La création du 198e Etat reconnu par l’ONU créerait toutefois pour les Anglais un nouveau casse-tête, après l’imbroglio douanier suscité par le Brexit entre les deux Irlande : celui de sa frontière physique avec l’Ecosse. L’Angleterre, le pays de Galles et l’Irlande du Nord devront-ils concevoir un nouvel espace commun d’échanges avec elle, une fois que celle-ci aura rejoint l’Union européenne ? Autre défi majeur : l’économie. Les conséquences du Brexit et de la pandémie, sans parler de la baisse des revenus pétroliers de la mer du Nord, creusent actuellement le déficit public écossais, qui pourrait atteindre 10 % du PIB d’ici à 2025. Deux options – aussi impopulaires l’une que l’autre – s’offriraient au nouvel « Etat écossais », qui se retrouverait privé des fonds publics du Royaume-Uni : tailler dans les dépenses ou augmenter les impôts. « Un ajustement fiscal massif semble inévitable », commente l’économiste Neil Shearing. A moins, évidemment, de compter sur les marchés financiers pour emprunter à taux bas. Si des économistes comme Thomas Sampson, professeur à la London School of Economics, considèrent que l’Ecosse peut prospérer sur le long terme, « la période de transition s’annonce toutefois houleuse » et potentiellement longue et douloureuse.

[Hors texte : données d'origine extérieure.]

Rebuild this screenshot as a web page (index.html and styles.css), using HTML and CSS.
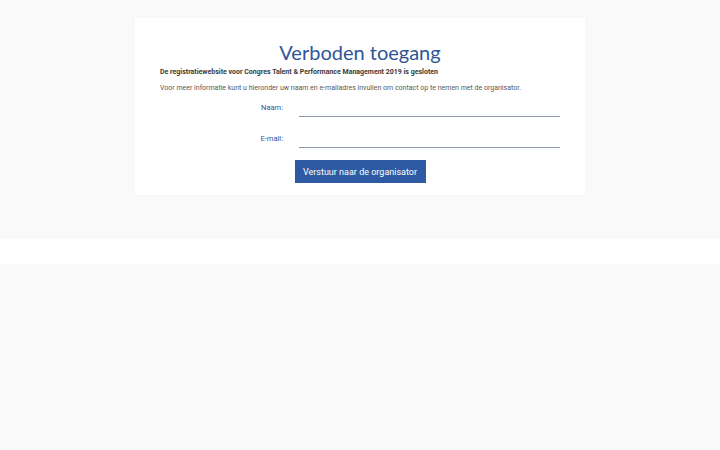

D’autres, comme Stephen Gethins, sont plus optimistes : « La politique pro-immigration prônée par les indépendantistes devrait dynamiser l’économie. » Et n’oublions pas la diaspora, ajoute-t-il. « Pour chaque Ecossais vivant en Ecosse, il en existe 14 autres dans le monde, soit une communauté influente de 70 millions de personnes. » Ces patriotes pourraient leur venir en aide – notamment les 10 millions d’Ecossais qui vivent en Amérique du Nord. Pleins de ressources, les Scotsmen ont notamment inventé le téléphone et la télévision. Mais « il n’y a pas d’acte plus créatif que de fonder une nouvelle nation », a déclaré l’un des plus célèbres d’entre eux, un certain Sean Connery.